O documento garante que a construção de nova capacidade renovável tem a garantia de uma remuneração mínima, através dos contratos CfD, garantindo um nível de receitas. Isto é uma forma de dar segurança às empresas?
Exato. Para atrair investimento, que o investimento necessário é muito avultado. E também os próprios acordos também preveem um teto nestas remunerações.
Não são criadas rendas?
Exato.
Os acordos de compra de energia (PPA) são muito usados nos Estados Unidos, mas têm vindo a ser usados de forma muito tímida por cá. Com este acordo, vão ser alavancados?
Sim, acho que sim, que é um dos principais objetivos para atrair investimento e ser possível a quantidade enorme de renováveis que são necessárias.
No documento, existe a exceção polaca no acordo que prevê a reativação de centrais a carvão…
Foi o último ponto que foi criticado pelos Verdes e aí perdemos os Verdes, que nos apoiaram até esse ponto. Mas é ser realista. Estava determinado até 2025, agora foi estendida até 2028. Não há condições nenhumas de o conseguirem fazer até 2025.

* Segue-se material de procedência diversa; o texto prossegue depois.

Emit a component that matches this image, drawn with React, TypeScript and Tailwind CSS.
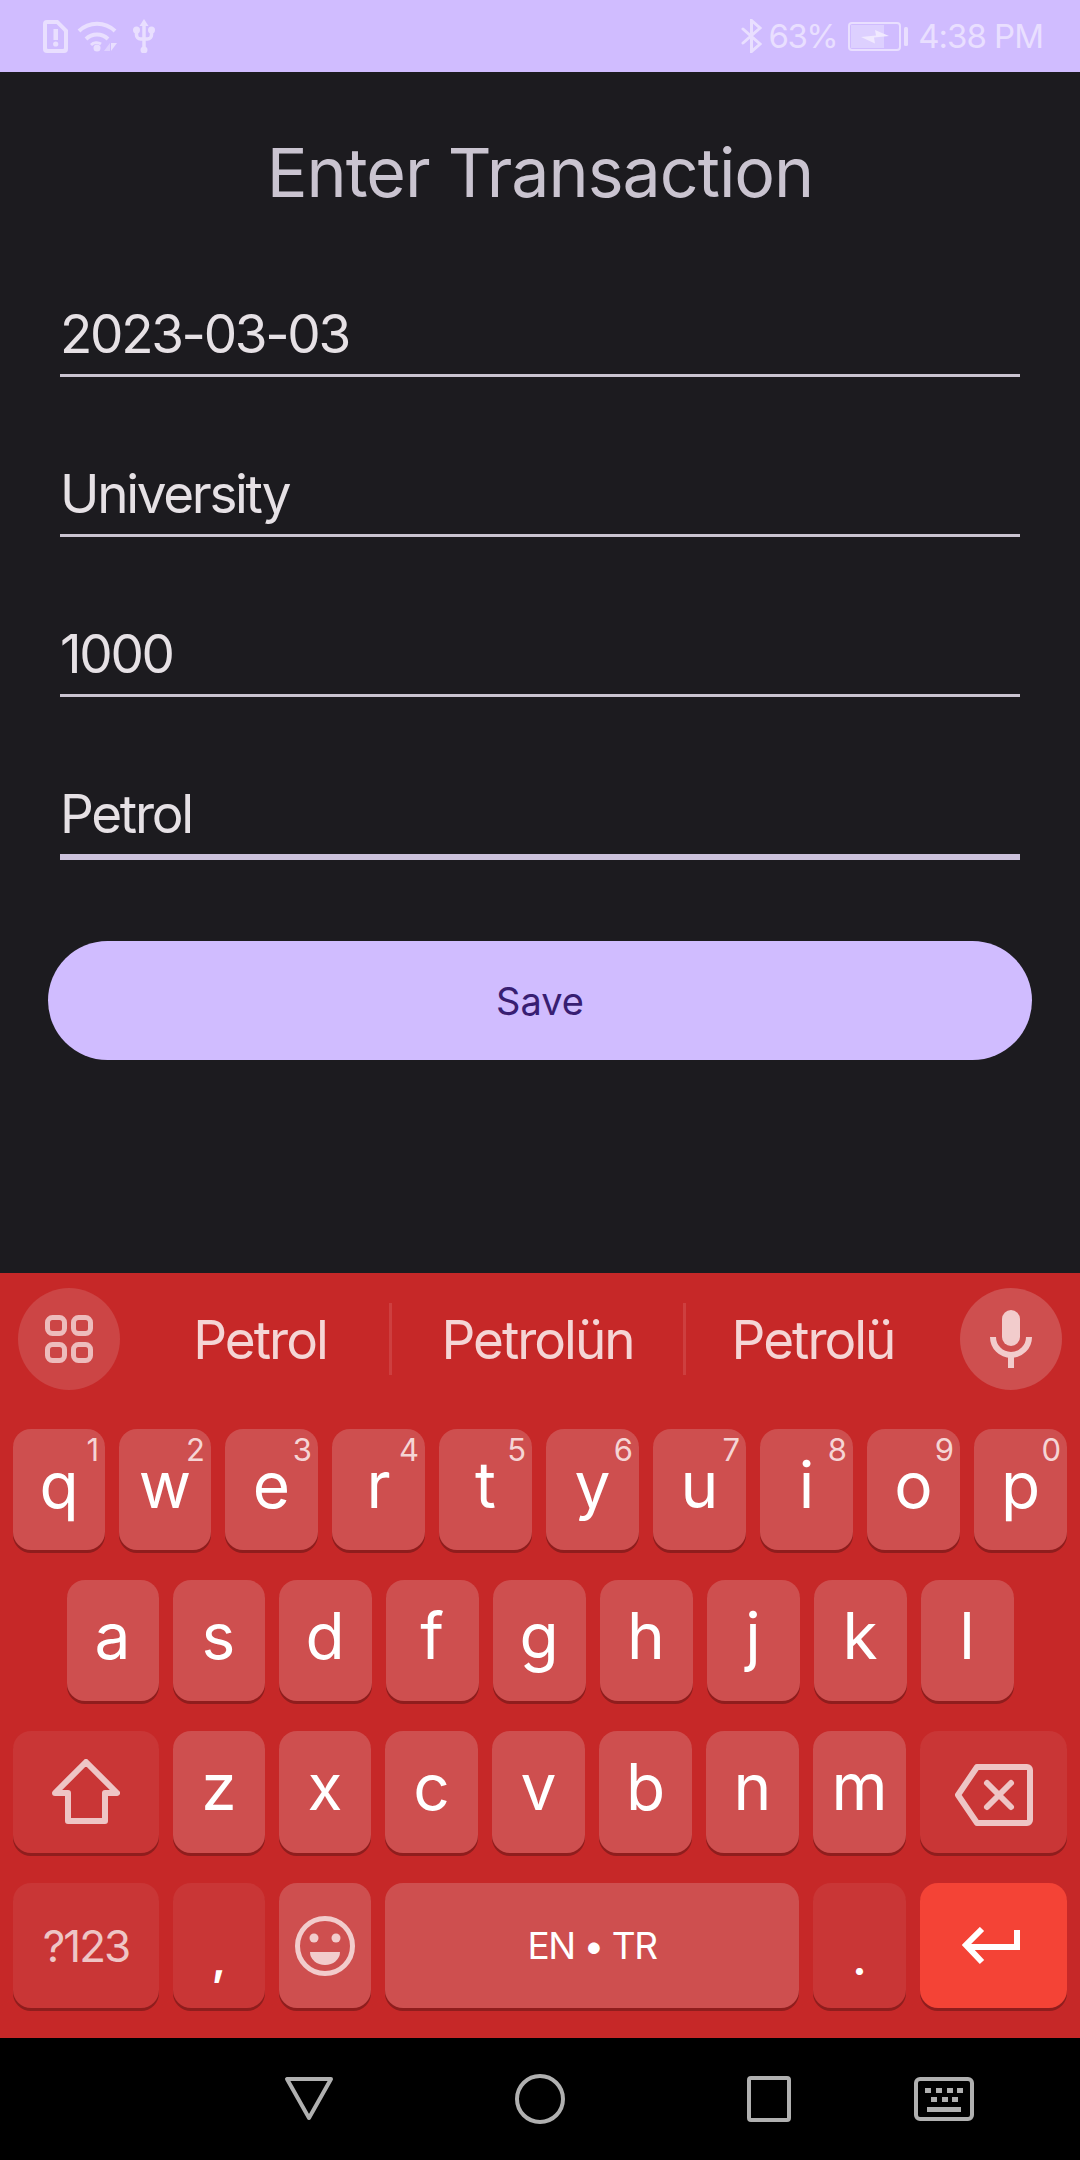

Além das energias renováveis, as novas centrais nucleares também vão ter direito aos contratos por diferença (CfD). Faz sentido esta aposta nuclear? Sabemos que não tem emissões, mas que acarreta grandes riscos.
Sim. Esta legislação é de mercado eléctrico e nós definimos o princípio da neutralidade tecnológica. Temos lá uma frase que diz que os CfD devem ser para sistemas que são economicamente e financeiramente competitivos, que não é o caso. Portanto, eles têm alguma dificuldade em se adaptar, mas de certeza que irão arranjar uma forma de ter, principalmente para as novas centrais e para as centrais que sejam remodeladas.
A minha dúvida é como é que fica aqui o gás natural no meio disto tudo?
A ideia é fazer o fecho também ao gás natural. Sabemos que o gás natural é uma energia de transição que durante algum tempo vai ser necessária, mas como energia de transição. No pacote do gás/petróleo/hidrogénio existem já metas para a diminuição do gás natural, para a utilização do hidrogénio verde. E há um grande esforço para que isso aconteça.
O acordo ainda tem de ser formalizado pelo Conselho e pelo Parlamento Europeu. Quando é que deverá entrar em vigor?
As datas previsíveis, porque agora é praticamente um proforma e trabalho administrativo. Tem que ser votada ainda na íntegra na Comissão Europeia a meio de janeiro. Deverá ir a plenário no final de fevereiro ou março. Estávamos a evitar que fosse em Abril, que é o último plenário, porque depois junta-se muitos dossiês. Seria assim, portanto, até abril. Segue os devidos trâmites para adaptar-se à legislação nacional, que ainda demora algum tempo. Mas espero que no final de 2024 fique pronta.